#### [RAW DATA]
:::::
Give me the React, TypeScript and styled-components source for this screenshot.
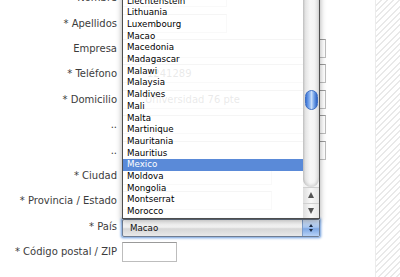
import React from "react";
import styled, { createGlobalStyle } from "styled-components";

const GlobalStyle = createGlobalStyle`
  html, body { margin: 0; padding: 0; background: #ffffff; overflow: hidden; }
  * { box-sizing: border-box; }
`;

const Page = styled.div`
  width: 400px;
  height: 277px;
  overflow: hidden;
  display: flex;
  background: #ffffff;
  font-family: "DejaVu Sans", Verdana, sans-serif;
`;

const Main = styled.div`
  flex: 1;
  position: relative;
`;

const Hatch = styled.div`
  width: 25px;
  border-left: 1px solid #ececec;
  background: repeating-linear-gradient(
    135deg,
    #ffffff 0px,
    #ffffff 3px,
    #e9e9e9 3px,
    #e9e9e9 4.4px
  );
`;

const Form = styled.div`
  display: grid;
  grid-template-columns: 117px 1fr;
  grid-auto-rows: 25.4px;
  column-gap: 5px;
  align-items: center;
  margin-top: -15px;
`;

const Label = styled.div`
  text-align: right;
  font-size: 10px;
  color: #3c3c3c;
  white-space: nowrap;
`;

const Field = styled.div`
  position: relative;
  display: flex;
  align-items: center;
`;

const TextInput = styled.div<{ $w: number; $h?: number; $indent?: number }>`
  width: ${(p) => p.$w}px;
  height: ${(p) => p.$h ?? 19}px;
  border: 1px solid #bdbdbd;
  border-top-color: #9a9a9a;
  background: #ffffff;
  font-size: 10px;
  color: #222;
  display: flex;
  align-items: center;
  padding-left: ${(p) => p.$indent ?? 4}px;
`;

const SelectBox = styled.div`
  position: relative;
  width: 198px;
  height: 18px;
  margin-top: 3px;
  border: 1px solid #6f7d92;
  border-radius: 2px;
  box-shadow: 0 0 0 1px #9bbbe6, 0 0 2px 2px #b9d0f0;
  background: linear-gradient(#ffffff 0%, #f1f1f1 45%, #d6d6d6 55%, #e9e9e9 100%);
  display: flex;
  align-items: center;
`;

const SelectText = styled.span`
  flex: 1;
  padding-left: 7px;
  font-size: 8.7px;
  color: #111;
`;

const Stepper = styled.div`
  width: 17px;
  align-self: stretch;
  border-left: 1px solid #7d9cc8;
  background: linear-gradient(#d8e7fb 0%, #a9c7f0 45%, #7ea8e4 55%, #b7d2f6 100%);
  display: flex;
  flex-direction: column;
  align-items: center;
  justify-content: center;
  gap: 2px;
`;

const Tri = styled.div<{ $up?: boolean }>`
  width: 0;
  height: 0;
  border-left: 2.5px solid transparent;
  border-right: 2.5px solid transparent;
  ${(p) =>
    p.$up
      ? "border-bottom: 3px solid #1c2c44;"
      : "border-top: 3px solid #1c2c44;"}
`;

const Menu = styled.div`
  position: absolute;
  left: -1px;
  bottom: calc(100% + 1px);
  width: 198px;
  display: flex;
  border: 1px solid #4e4e4e;
  border-top: none;
  background: rgba(255, 255, 255, 0.9);
  box-shadow: 0 2px 6px rgba(0, 0, 0, 0.35);
  z-index: 5;
`;

const Items = styled.div`
  width: 180px;
  display: flex;
  flex-direction: column;
`;

const Item = styled.div<{ $selected?: boolean }>`
  height: 11.7px;
  line-height: 11.7px;
  padding-left: 4px;
  font-size: 8.7px;
  color: ${(p) => (p.$selected ? "#ffffff" : "#000000")};
  background: ${(p) => (p.$selected ? "#5a8ad8" : "transparent")};
  white-space: nowrap;
`;

const ScrollBar = styled.div`
  width: 16px;
  display: flex;
  flex-direction: column;
  background: #f3f3f3;
`;

const Track = styled.div`
  position: relative;
  flex: 1;
  border-radius: 0 0 8px 8px;
  background: linear-gradient(90deg, #c9c9c9 0%, #e4e4e4 15%, #f7f7f7 45%, #f5f5f5 70%, #dcdcdc 100%);
  box-shadow: inset 0 -2px 3px rgba(0, 0, 0, 0.12);
`;

const Thumb = styled.div`
  position: absolute;
  left: 2px;
  right: 1px;
  bottom: 77px;
  height: 20px;
  border-radius: 7px;
  border: 1px solid #3f6fc2;
  background: linear-gradient(90deg, #3a73d6 0%, #8fb8f2 35%, #c9defa 50%, #6c9de6 75%, #2f63c4 100%);
`;

const ArrowBtn = styled.div<{ $h: number }>`
  height: ${(p) => p.$h}px;
  display: flex;
  align-items: center;
  justify-content: center;
  background: linear-gradient(90deg, #dedede 0%, #f8f8f8 50%, #e6e6e6 100%);
  border-top: 1px solid #d0d0d0;
`;

const ArrowGlyph = styled.div<{ $up?: boolean }>`
  width: 0;
  height: 0;
  border-left: 3.5px solid transparent;
  border-right: 3.5px solid transparent;
  ${(p) =>
    p.$up
      ? "border-bottom: 6px solid #555;"
      : "border-top: 6px solid #555;"}
`;

const countries = [
  "Libya",
  "Liechtenstein",
  "Lithuania",
  "Luxembourg",
  "Macao",
  "Macedonia",
  "Madagascar",
  "Malawi",
  "Malaysia",
  "Maldives",
  "Mali",
  "Malta",
  "Martinique",
  "Mauritania",
  "Mauritius",
  "Mexico",
  "Moldova",
  "Mongolia",
  "Montserrat",
  "Morocco",
];

export default function App() {
  return (
    <>
      <GlobalStyle />
      <Page>
        <Main>
          <Form>
            <Label>* Nombre</Label>
            <Field>
              <TextInput $w={105} />
            </Field>

            <Label>* Apellidos</Label>
            <Field>
              <TextInput $w={105} />
            </Field>

            <Label>Empresa</Label>
            <Field>
              <TextInput $w={204} />
            </Field>

            <Label>* Teléfono</Label>
            <Field>
              <TextInput $w={204} $indent={24}>1241289</TextInput>
            </Field>

            <Label>* Domicilio</Label>
            <Field>
              <TextInput $w={204} $indent={22}>Universidad 76 pte</TextInput>
            </Field>

            <Label>..</Label>
            <Field>
              <TextInput $w={204} />
            </Field>

            <Label>..</Label>
            <Field>
              <TextInput $w={204} />
            </Field>

            <Label>* Ciudad</Label>
            <Field>
              <TextInput $w={150} />
            </Field>

            <Label>* Provincia / Estado</Label>
            <Field>
              <TextInput $w={150} />
            </Field>

            <Label>* País</Label>
            <Field>
              <SelectBox>
                <Menu>
                  <Items>
                    {countries.map((c) => (
                      <Item key={c} $selected={c === "Mexico"}>
                        {c}
                      </Item>
                    ))}
                  </Items>
                  <ScrollBar>
                    <Track>
                      <Thumb />
                    </Track>
                    <ArrowBtn $h={16}>
                      <ArrowGlyph $up />
                    </ArrowBtn>
                    <ArrowBtn $h={15}>
                      <ArrowGlyph />
                    </ArrowBtn>
                  </ScrollBar>
                </Menu>
                <SelectText>Macao</SelectText>
                <Stepper>
                  <Tri $up />
                  <Tri />
                </Stepper>
              </SelectBox>
            </Field>

            <Label>* Código postal / ZIP</Label>
            <Field>
              <TextInput $w={55} $h={20} />
            </Field>
          </Form>
        </Main>
        <Hatch />
      </Page>
    </>
  );
}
:::::
#### [WHAT YOU NEED TO DO]
Print the complete listing exactly as it stands, without its pictures.

#### [FINAL RESULT]
Give me the React, TypeScript and styled-components source for this screenshot.
import React from "react";
import styled, { createGlobalStyle } from "styled-components";

const GlobalStyle = createGlobalStyle`
  html, body { margin: 0; padding: 0; background: #ffffff; overflow: hidden; }
  * { box-sizing: border-box; }
`;

const Page = styled.div`
  width: 400px;
  height: 277px;
  overflow: hidden;
  display: flex;
  background: #ffffff;
  font-family: "DejaVu Sans", Verdana, sans-serif;
`;

const Main = styled.div`
  flex: 1;
  position: relative;
`;

const Hatch = styled.div`
  width: 25px;
  border-left: 1px solid #ececec;
  background: repeating-linear-gradient(
    135deg,
    #ffffff 0px,
    #ffffff 3px,
    #e9e9e9 3px,
    #e9e9e9 4.4px
  );
`;

const Form = styled.div`
  display: grid;
  grid-template-columns: 117px 1fr;
  grid-auto-rows: 25.4px;
  column-gap: 5px;
  align-items: center;
  margin-top: -15px;
`;

const Label = styled.div`
  text-align: right;
  font-size: 10px;
  color: #3c3c3c;
  white-space: nowrap;
`;

const Field = styled.div`
  position: relative;
  display: flex;
  align-items: center;
`;

const TextInput = styled.div<{ $w: number; $h?: number; $indent?: number }>`
  width: ${(p) => p.$w}px;
  height: ${(p) => p.$h ?? 19}px;
  border: 1px solid #bdbdbd;
  border-top-color: #9a9a9a;
  background: #ffffff;
  font-size: 10px;
  color: #222;
  display: flex;
  align-items: center;
  padding-left: ${(p) => p.$indent ?? 4}px;
`;

const SelectBox = styled.div`
  position: relative;
  width: 198px;
  height: 18px;
  margin-top: 3px;
  border: 1px solid #6f7d92;
  border-radius: 2px;
  box-shadow: 0 0 0 1px #9bbbe6, 0 0 2px 2px #b9d0f0;
  background: linear-gradient(#ffffff 0%, #f1f1f1 45%, #d6d6d6 55%, #e9e9e9 100%);
  display: flex;
  align-items: center;
`;

const SelectText = styled.span`
  flex: 1;
  padding-left: 7px;
  font-size: 8.7px;
  color: #111;
`;

const Stepper = styled.div`
  width: 17px;
  align-self: stretch;
  border-left: 1px solid #7d9cc8;
  background: linear-gradient(#d8e7fb 0%, #a9c7f0 45%, #7ea8e4 55%, #b7d2f6 100%);
  display: flex;
  flex-direction: column;
  align-items: center;
  justify-content: center;
  gap: 2px;
`;

const Tri = styled.div<{ $up?: boolean }>`
  width: 0;
  height: 0;
  border-left: 2.5px solid transparent;
  border-right: 2.5px solid transparent;
  ${(p) =>
    p.$up
      ? "border-bottom: 3px solid #1c2c44;"
      : "border-top: 3px solid #1c2c44;"}
`;

const Menu = styled.div`
  position: absolute;
  left: -1px;
  bottom: calc(100% + 1px);
  width: 198px;
  display: flex;
  border: 1px solid #4e4e4e;
  border-top: none;
  background: rgba(255, 255, 255, 0.9);
  box-shadow: 0 2px 6px rgba(0, 0, 0, 0.35);
  z-index: 5;
`;

const Items = styled.div`
  width: 180px;
  display: flex;
  flex-direction: column;
`;

const Item = styled.div<{ $selected?: boolean }>`
  height: 11.7px;
  line-height: 11.7px;
  padding-left: 4px;
  font-size: 8.7px;
  color: ${(p) => (p.$selected ? "#ffffff" : "#000000")};
  background: ${(p) => (p.$selected ? "#5a8ad8" : "transparent")};
  white-space: nowrap;
`;

const ScrollBar = styled.div`
  width: 16px;
  display: flex;
  flex-direction: column;
  background: #f3f3f3;
`;

const Track = styled.div`
  position: relative;
  flex: 1;
  border-radius: 0 0 8px 8px;
  background: linear-gradient(90deg, #c9c9c9 0%, #e4e4e4 15%, #f7f7f7 45%, #f5f5f5 70%, #dcdcdc 100%);
  box-shadow: inset 0 -2px 3px rgba(0, 0, 0, 0.12);
`;

const Thumb = styled.div`
  position: absolute;
  left: 2px;
  right: 1px;
  bottom: 77px;
  height: 20px;
  border-radius: 7px;
  border: 1px solid #3f6fc2;
  background: linear-gradient(90deg, #3a73d6 0%, #8fb8f2 35%, #c9defa 50%, #6c9de6 75%, #2f63c4 100%);
`;

const ArrowBtn = styled.div<{ $h: number }>`
  height: ${(p) => p.$h}px;
  display: flex;
  align-items: center;
  justify-content: center;
  background: linear-gradient(90deg, #dedede 0%, #f8f8f8 50%, #e6e6e6 100%);
  border-top: 1px solid #d0d0d0;
`;

const ArrowGlyph = styled.div<{ $up?: boolean }>`
  width: 0;
  height: 0;
  border-left: 3.5px solid transparent;
  border-right: 3.5px solid transparent;
  ${(p) =>
    p.$up
      ? "border-bottom: 6px solid #555;"
      : "border-top: 6px solid #555;"}
`;

const countries = [
  "Libya",
  "Liechtenstein",
  "Lithuania",
  "Luxembourg",
  "Macao",
  "Macedonia",
  "Madagascar",
  "Malawi",
  "Malaysia",
  "Maldives",
  "Mali",
  "Malta",
  "Martinique",
  "Mauritania",
  "Mauritius",
  "Mexico",
  "Moldova",
  "Mongolia",
  "Montserrat",
  "Morocco",
];

export default function App() {
  return (
    <>
      <GlobalStyle />
      <Page>
        <Main>
          <Form>
            <Label>* Nombre</Label>
            <Field>
              <TextInput $w={105} />
            </Field>

            <Label>* Apellidos</Label>
            <Field>
              <TextInput $w={105} />
            </Field>

            <Label>Empresa</Label>
            <Field>
              <TextInput $w={204} />
            </Field>

            <Label>* Teléfono</Label>
            <Field>
              <TextInput $w={204} $indent={24}>1241289</TextInput>
            </Field>

            <Label>* Domicilio</Label>
            <Field>
              <TextInput $w={204} $indent={22}>Universidad 76 pte</TextInput>
            </Field>

            <Label>..</Label>
            <Field>
              <TextInput $w={204} />
            </Field>

            <Label>..</Label>
            <Field>
              <TextInput $w={204} />
            </Field>

            <Label>* Ciudad</Label>
            <Field>
              <TextInput $w={150} />
            </Field>

            <Label>* Provincia / Estado</Label>
            <Field>
              <TextInput $w={150} />
            </Field>

            <Label>* País</Label>
            <Field>
              <SelectBox>
                <Menu>
                  <Items>
                    {countries.map((c) => (
                      <Item key={c} $selected={c === "Mexico"}>
                        {c}
                      </Item>
                    ))}
                  </Items>
                  <ScrollBar>
                    <Track>
                      <Thumb />
                    </Track>
                    <ArrowBtn $h={16}>
                      <ArrowGlyph $up />
                    </ArrowBtn>
                    <ArrowBtn $h={15}>
                      <ArrowGlyph />
                    </ArrowBtn>
                  </ScrollBar>
                </Menu>
                <SelectText>Macao</SelectText>
                <Stepper>
                  <Tri $up />
                  <Tri />
                </Stepper>
              </SelectBox>
            </Field>

            <Label>* Código postal / ZIP</Label>
            <Field>
              <TextInput $w={55} $h={20} />
            </Field>
          </Form>
        </Main>
        <Hatch />
      </Page>
    </>
  );
}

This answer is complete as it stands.